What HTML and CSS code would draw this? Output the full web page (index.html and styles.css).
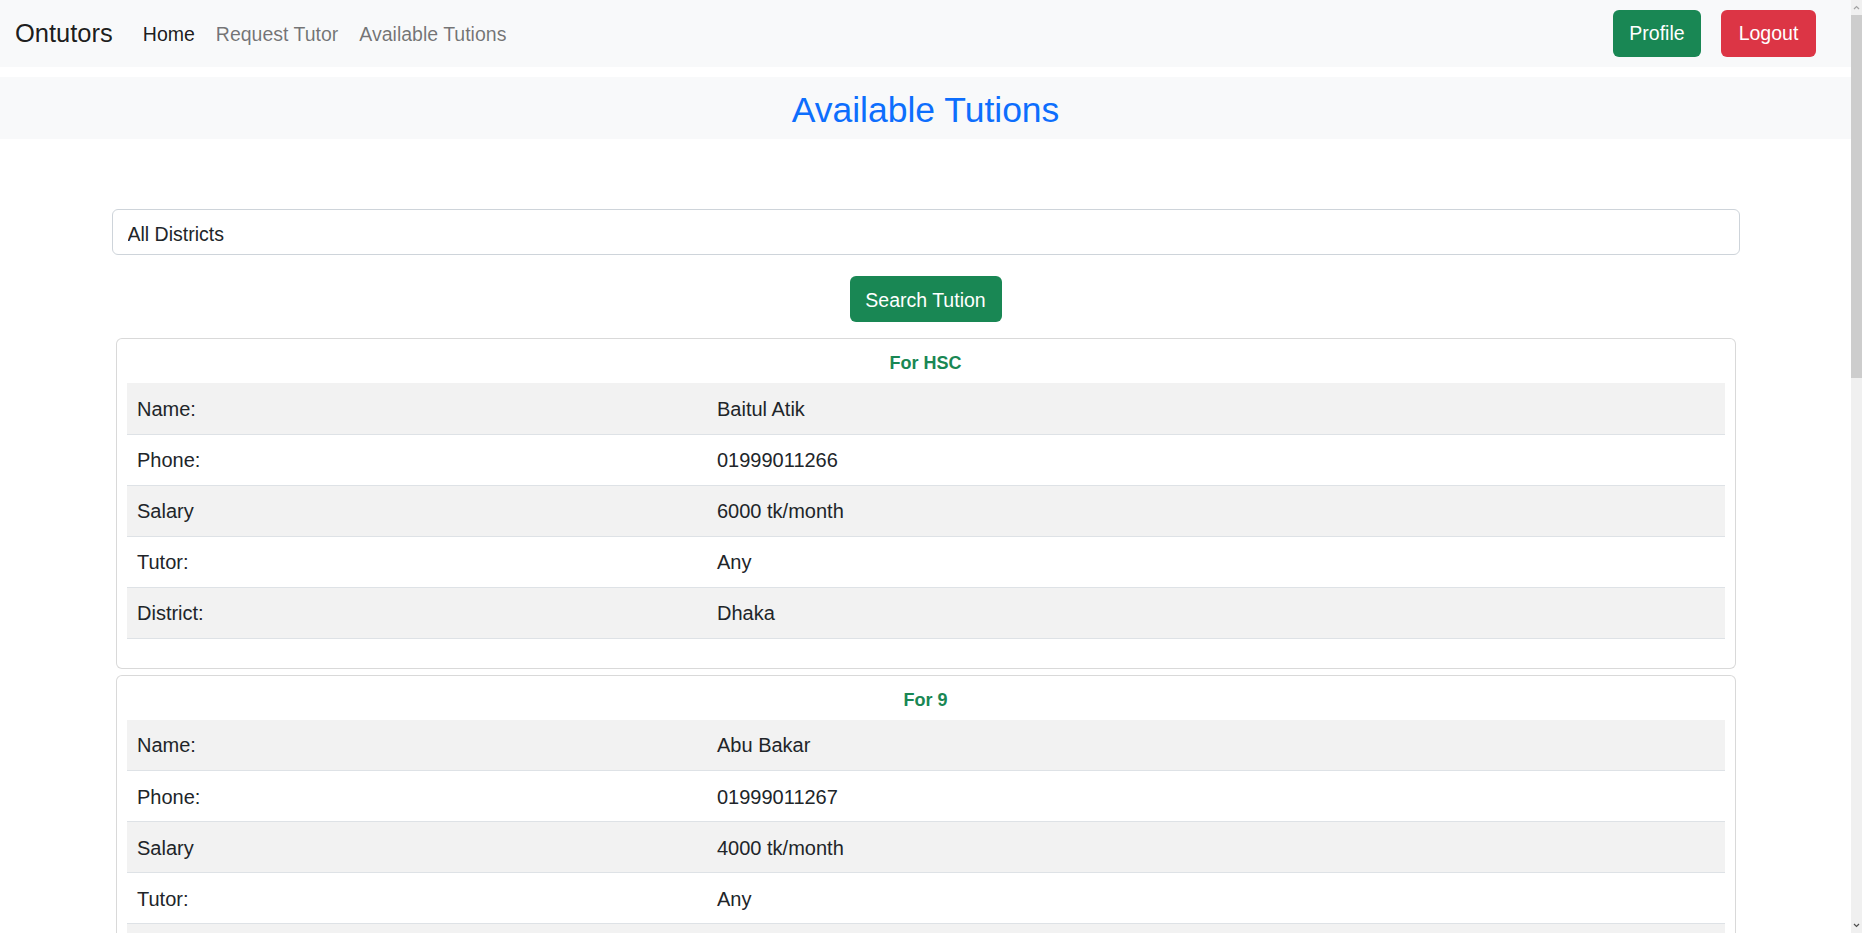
FILE: index.html
```html
<!DOCTYPE html>
<html lang="en">
<head>
<meta charset="utf-8">
<title>Ontutors - Available Tutions</title>
<link rel="stylesheet" href="styles.css">
</head>
<body>
<nav class="navbar">
  <a class="brand" href="#">Ontutors</a>
  <ul class="nav-links">
    <li><a class="nav-link active" href="#">Home</a></li>
    <li><a class="nav-link" href="#">Request Tutor</a></li>
    <li><a class="nav-link" href="#">Available Tutions</a></li>
  </ul>
  <div class="nav-actions">
    <a class="btn btn-success btn-profile" href="#">Profile</a>
    <a class="btn btn-danger btn-logout" href="#">Logout</a>
  </div>
</nav>

<header class="page-header">
  <h2 class="page-title">Available Tutions</h2>
</header>

<main class="content">
  <form class="search-form">
    <select class="form-control">
      <option>All Districts</option>
      <option>Dhaka</option>
      <option>Chattogram</option>
    </select>
    <button type="button" class="btn btn-success btn-search">Search Tution</button>
  </form>

  <section class="card">
    <h6 class="card-title">For HSC</h6>
    <table class="table">
      <tr><td class="label">Name:</td><td>Baitul Atik</td></tr>
      <tr><td class="label">Phone:</td><td>01999011266</td></tr>
      <tr><td class="label">Salary</td><td>6000 tk/month</td></tr>
      <tr><td class="label">Tutor:</td><td>Any</td></tr>
      <tr><td class="label">District:</td><td>Dhaka</td></tr>
    </table>
  </section>

  <section class="card">
    <h6 class="card-title">For 9</h6>
    <table class="table">
      <tr><td class="label">Name:</td><td>Abu Bakar</td></tr>
      <tr><td class="label">Phone:</td><td>01999011267</td></tr>
      <tr><td class="label">Salary</td><td>4000 tk/month</td></tr>
      <tr><td class="label">Tutor:</td><td>Any</td></tr>
      <tr><td class="label">District:</td><td>Dhaka</td></tr>
    </table>
  </section>

  <section class="card">
    <h6 class="card-title">For SSC</h6>
    <table class="table">
      <tr><td class="label">Name:</td><td>Rahim Uddin</td></tr>
      <tr><td class="label">Phone:</td><td>01999011268</td></tr>
      <tr><td class="label">Salary</td><td>5000 tk/month</td></tr>
      <tr><td class="label">Tutor:</td><td>Any</td></tr>
      <tr><td class="label">District:</td><td>Dhaka</td></tr>
    </table>
  </section>

  <section class="card">
    <h6 class="card-title">For 8</h6>
    <table class="table">
      <tr><td class="label">Name:</td><td>Karim Hasan</td></tr>
      <tr><td class="label">Phone:</td><td>01999011269</td></tr>
      <tr><td class="label">Salary</td><td>3500 tk/month</td></tr>
      <tr><td class="label">Tutor:</td><td>Any</td></tr>
      <tr><td class="label">District:</td><td>Dhaka</td></tr>
    </table>
  </section>

  <section class="card">
    <h6 class="card-title">For 10</h6>
    <table class="table">
      <tr><td class="label">Name:</td><td>Nusrat Jahan</td></tr>
      <tr><td class="label">Phone:</td><td>01999011270</td></tr>
      <tr><td class="label">Salary</td><td>4500 tk/month</td></tr>
      <tr><td class="label">Tutor:</td><td>Any</td></tr>
      <tr><td class="label">District:</td><td>Dhaka</td></tr>
    </table>
  </section>

  <section class="card">
    <h6 class="card-title">For HSC</h6>
    <table class="table">
      <tr><td class="label">Name:</td><td>Tanvir Ahmed</td></tr>
      <tr><td class="label">Phone:</td><td>01999011271</td></tr>
      <tr><td class="label">Salary</td><td>7000 tk/month</td></tr>
      <tr><td class="label">Tutor:</td><td>Any</td></tr>
      <tr><td class="label">District:</td><td>Dhaka</td></tr>
    </table>
  </section>
</main>

<div class="scrollbar" aria-hidden="true">
  <div class="scroll-btn">
    <svg width="11" height="15" viewBox="0 0 11 15"><path d="M3 9 L5.5 6.5 L8 9" fill="none" stroke="#a3a3a3" stroke-width="1.2"/></svg>
  </div>
  <div class="scroll-track">
    <div class="scroll-thumb"></div>
  </div>
  <div class="scroll-btn">
    <svg width="11" height="15" viewBox="0 0 11 15"><path d="M3 6 L5.5 8.5 L8 6" fill="none" stroke="#505050" stroke-width="1.2"/></svg>
  </div>
</div>
</body>
</html>
```

FILE: styles.css
```css
html {
  background: #fff;
}

body {
  margin: 0;
  padding-right: 11px;
  font-family: "Liberation Sans", Arial, sans-serif;
  font-size: 19.5px;
  line-height: 1.5;
  color: #212529;
  background: #fff;
}

a {
  text-decoration: none;
}

/* Fake window scrollbar (overlay on the right edge) */
.scrollbar {
  position: fixed;
  top: 0;
  right: 0;
  width: 11px;
  height: 100vh;
  display: flex;
  flex-direction: column;
  background: #f0f0f0;
}

.scroll-btn {
  height: 15px;
  flex: none;
}

.scroll-btn svg {
  display: block;
}

.scroll-track {
  flex: 1;
}

.scroll-thumb {
  height: 363px;
  background: #cdcdcd;
}

/* Navbar */
.navbar {
  display: flex;
  align-items: center;
  height: 67px;
  padding: 0 35px 0 15px;
  background: #f8f9fa;
}

.brand {
  font-size: 25.5px;
  color: rgba(0, 0, 0, 0.9);
  line-height: 1;
  margin-right: 20px;
}

.nav-links {
  display: flex;
  list-style: none;
  margin: 0;
  padding: 0;
  gap: 1px;
}

.nav-link {
  display: block;
  padding: 0 10px;
  color: rgba(0, 0, 0, 0.55);
  line-height: 28px;
}

.nav-link.active {
  color: rgba(0, 0, 0, 0.9);
}

.nav-actions {
  margin-left: auto;
  display: flex;
  gap: 20px;
}

.btn {
  display: inline-flex;
  align-items: center;
  justify-content: center;
  height: 47px;
  padding: 0 16.5px;
  border: 0;
  border-radius: 6px;
  color: #fff;
  font-family: inherit;
  font-size: 19.5px;
  line-height: 1;
  cursor: pointer;
}

.btn-profile {
  width: 88px;
  padding: 0;
}

.btn-logout {
  width: 95px;
  padding: 0;
}

.btn-success {
  background: #198754;
}

.btn-danger {
  background: #dc3545;
}

/* Header */
.page-header {
  margin-top: 10px;
  height: 62px;
  background: #f8f9fa;
  display: flex;
  align-items: center;
  justify-content: center;
}

.page-title {
  margin: 0;
  font-size: 35.5px;
  font-weight: 400;
  line-height: 1;
  color: #0d6efd;
  padding-top: 5px;
}

/* Content */
.content {
  width: 1628px;
  margin: 70px auto 0;
}

.search-form {
  display: flex;
  flex-direction: column;
  align-items: center;
}

.form-control {
  -webkit-appearance: none;
  appearance: none;
  display: block;
  width: 100%;
  height: 46px;
  padding: 3px 15px 0;
  border: 1px solid #ced4da;
  border-radius: 6px;
  background: #fff;
  font-family: inherit;
  font-size: 19.5px;
  color: #212529;
  outline: none;
}

.btn-search {
  margin-top: 21px;
  height: 46px;
  width: 152px;
  padding: 3px 0 0;
}

.card {
  margin: 16px 4px 0;
  padding: 10px;
  border: 1px solid rgba(0, 0, 0, 0.15);
  border-radius: 6px;
  background: #fff;
}

.card + .card {
  margin-top: 6px;
}

.card-title {
  margin: 0 0 8px;
  padding-top: 2px;
  text-align: center;
  font-size: 18px;
  font-weight: 700;
  line-height: 24px;
  color: #198754;
}

.table {
  width: 100%;
  border-collapse: collapse;
  margin-bottom: 19px;
  font-size: 20px;
}

.table td {
  height: 51px;
  padding: 1px 10.5px 0;
  border-bottom: 1px solid #dee2e6;
  vertical-align: middle;
  box-sizing: border-box;
}

.table td.label {
  width: 580px;
}

.table tr:nth-child(odd) td {
  background: #f2f2f2;
}
```
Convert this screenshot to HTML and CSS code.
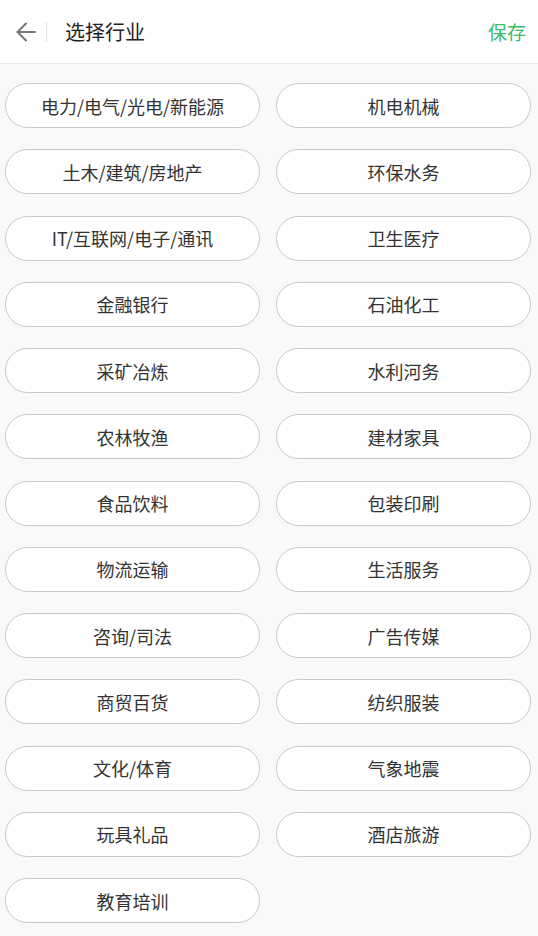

## SET TASK
Find the lines containing "code" and list every one of them.

## FULL ANSWER
What HTML and CSS code would draw this? Output the full web page (index.html and styles.css).
Convert this screenshot to HTML and CSS code.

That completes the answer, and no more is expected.